● **Direction**: Work out the number of lines containing "components". Give that number alone.
** BEGIN Data segment **
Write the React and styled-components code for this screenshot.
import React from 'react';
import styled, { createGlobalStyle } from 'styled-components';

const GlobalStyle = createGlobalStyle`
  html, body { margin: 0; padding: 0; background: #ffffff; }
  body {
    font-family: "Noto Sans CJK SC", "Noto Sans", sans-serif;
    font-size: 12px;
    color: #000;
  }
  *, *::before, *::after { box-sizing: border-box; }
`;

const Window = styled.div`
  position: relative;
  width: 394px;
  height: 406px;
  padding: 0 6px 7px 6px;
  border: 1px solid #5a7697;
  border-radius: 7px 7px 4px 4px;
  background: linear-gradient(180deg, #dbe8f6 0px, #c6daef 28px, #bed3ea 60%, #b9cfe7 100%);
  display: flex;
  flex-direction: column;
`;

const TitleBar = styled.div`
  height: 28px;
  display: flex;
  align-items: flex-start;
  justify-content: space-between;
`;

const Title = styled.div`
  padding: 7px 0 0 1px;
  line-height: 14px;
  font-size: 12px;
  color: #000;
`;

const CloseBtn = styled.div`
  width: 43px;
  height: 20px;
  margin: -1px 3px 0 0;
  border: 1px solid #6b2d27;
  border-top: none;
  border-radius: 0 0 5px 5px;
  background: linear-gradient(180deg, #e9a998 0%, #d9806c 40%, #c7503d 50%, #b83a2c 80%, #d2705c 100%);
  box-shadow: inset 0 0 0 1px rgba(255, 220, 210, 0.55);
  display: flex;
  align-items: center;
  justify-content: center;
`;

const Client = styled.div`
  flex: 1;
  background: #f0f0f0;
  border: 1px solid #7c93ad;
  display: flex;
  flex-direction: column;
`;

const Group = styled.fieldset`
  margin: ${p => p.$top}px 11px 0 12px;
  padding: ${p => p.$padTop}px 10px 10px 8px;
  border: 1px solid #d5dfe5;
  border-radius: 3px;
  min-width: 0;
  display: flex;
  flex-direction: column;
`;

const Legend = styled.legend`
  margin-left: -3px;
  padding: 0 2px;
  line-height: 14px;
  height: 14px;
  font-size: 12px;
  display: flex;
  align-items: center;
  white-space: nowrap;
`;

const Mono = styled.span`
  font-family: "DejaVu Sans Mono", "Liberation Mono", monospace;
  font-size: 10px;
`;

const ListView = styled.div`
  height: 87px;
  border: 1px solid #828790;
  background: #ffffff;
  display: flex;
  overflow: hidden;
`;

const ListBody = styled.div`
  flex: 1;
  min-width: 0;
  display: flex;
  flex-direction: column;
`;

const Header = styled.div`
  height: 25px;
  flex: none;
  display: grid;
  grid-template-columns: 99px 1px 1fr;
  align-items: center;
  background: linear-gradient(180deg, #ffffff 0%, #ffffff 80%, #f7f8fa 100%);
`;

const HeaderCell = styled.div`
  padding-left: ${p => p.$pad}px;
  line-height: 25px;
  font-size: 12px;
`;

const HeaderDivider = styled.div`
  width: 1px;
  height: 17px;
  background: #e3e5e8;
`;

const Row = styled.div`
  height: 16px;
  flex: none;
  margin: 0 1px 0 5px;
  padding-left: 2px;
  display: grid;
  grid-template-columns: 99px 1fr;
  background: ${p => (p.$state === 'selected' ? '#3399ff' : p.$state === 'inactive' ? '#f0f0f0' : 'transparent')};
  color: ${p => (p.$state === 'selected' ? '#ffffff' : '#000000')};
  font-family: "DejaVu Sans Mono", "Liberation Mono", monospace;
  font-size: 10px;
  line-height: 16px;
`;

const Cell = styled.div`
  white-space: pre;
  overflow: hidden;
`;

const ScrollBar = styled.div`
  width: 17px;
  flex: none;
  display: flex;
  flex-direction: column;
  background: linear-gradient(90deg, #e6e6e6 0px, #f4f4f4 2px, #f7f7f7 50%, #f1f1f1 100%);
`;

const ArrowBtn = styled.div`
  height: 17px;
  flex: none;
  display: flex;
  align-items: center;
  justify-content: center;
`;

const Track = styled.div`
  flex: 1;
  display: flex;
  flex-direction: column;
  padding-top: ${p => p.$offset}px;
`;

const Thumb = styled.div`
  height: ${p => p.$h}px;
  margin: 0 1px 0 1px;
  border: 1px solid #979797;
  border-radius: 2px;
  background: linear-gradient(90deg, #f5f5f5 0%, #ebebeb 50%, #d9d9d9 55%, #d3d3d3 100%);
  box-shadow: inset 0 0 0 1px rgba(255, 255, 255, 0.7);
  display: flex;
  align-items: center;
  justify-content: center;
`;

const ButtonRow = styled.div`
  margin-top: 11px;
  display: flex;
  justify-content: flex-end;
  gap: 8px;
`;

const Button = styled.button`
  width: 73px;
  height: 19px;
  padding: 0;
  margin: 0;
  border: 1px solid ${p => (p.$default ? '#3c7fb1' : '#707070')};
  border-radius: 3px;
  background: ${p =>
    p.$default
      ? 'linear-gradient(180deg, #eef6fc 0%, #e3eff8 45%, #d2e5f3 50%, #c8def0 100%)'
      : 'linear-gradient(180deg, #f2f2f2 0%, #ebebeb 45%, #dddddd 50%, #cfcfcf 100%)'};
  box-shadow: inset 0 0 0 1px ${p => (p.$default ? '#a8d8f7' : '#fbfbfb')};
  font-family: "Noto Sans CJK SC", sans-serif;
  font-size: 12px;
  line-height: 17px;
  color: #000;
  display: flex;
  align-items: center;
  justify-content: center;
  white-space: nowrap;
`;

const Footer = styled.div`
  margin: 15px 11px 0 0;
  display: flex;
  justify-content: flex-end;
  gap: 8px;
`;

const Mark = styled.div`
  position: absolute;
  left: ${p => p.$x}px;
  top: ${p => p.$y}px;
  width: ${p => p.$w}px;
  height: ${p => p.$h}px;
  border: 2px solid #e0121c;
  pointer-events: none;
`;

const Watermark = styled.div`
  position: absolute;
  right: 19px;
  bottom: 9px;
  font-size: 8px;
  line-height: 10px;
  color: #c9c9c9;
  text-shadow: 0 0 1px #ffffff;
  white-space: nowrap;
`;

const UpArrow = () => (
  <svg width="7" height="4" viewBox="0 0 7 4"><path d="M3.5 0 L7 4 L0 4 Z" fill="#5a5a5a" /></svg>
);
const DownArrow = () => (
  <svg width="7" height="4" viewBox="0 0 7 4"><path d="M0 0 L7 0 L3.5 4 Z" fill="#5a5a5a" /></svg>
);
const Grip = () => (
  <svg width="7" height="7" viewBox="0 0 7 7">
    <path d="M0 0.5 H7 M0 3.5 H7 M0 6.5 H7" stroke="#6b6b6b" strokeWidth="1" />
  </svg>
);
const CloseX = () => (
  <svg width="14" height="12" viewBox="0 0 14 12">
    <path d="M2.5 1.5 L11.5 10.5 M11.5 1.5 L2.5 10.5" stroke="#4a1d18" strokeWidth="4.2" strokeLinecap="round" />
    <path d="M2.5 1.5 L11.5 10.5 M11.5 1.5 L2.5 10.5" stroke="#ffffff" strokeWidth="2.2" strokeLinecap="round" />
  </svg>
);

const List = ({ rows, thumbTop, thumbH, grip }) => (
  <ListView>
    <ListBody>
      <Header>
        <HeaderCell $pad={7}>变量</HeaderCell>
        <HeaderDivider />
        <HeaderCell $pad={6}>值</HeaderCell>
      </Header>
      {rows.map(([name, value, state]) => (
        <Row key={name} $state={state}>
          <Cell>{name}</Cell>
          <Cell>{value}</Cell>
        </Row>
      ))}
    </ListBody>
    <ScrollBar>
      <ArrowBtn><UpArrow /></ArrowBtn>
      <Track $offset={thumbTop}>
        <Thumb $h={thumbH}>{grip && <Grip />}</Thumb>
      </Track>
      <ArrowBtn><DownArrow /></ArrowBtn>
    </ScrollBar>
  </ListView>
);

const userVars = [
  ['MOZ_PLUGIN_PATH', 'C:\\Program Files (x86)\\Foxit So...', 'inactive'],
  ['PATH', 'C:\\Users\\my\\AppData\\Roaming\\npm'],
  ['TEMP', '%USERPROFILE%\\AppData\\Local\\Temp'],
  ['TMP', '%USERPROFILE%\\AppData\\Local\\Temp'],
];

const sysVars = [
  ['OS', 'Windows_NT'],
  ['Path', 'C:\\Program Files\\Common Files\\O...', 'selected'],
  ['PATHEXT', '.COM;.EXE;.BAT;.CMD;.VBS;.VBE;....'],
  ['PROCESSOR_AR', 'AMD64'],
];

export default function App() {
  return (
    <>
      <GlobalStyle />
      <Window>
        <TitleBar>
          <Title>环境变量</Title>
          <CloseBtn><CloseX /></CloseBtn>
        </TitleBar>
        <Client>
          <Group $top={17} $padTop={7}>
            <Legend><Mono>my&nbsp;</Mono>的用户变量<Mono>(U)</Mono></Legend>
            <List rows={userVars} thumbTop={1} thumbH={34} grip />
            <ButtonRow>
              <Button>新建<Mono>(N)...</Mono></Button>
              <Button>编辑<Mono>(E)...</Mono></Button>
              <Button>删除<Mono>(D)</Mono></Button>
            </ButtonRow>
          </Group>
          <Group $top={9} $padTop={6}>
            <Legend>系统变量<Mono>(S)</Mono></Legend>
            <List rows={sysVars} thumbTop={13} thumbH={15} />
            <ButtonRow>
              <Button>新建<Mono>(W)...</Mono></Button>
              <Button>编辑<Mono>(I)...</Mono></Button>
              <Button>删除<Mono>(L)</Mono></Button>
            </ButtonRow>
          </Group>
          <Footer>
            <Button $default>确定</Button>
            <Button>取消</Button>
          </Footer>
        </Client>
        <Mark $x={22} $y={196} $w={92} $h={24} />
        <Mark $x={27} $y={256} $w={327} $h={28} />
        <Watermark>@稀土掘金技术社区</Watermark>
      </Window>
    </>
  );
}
** END Data segment **
● **Complete response**: 2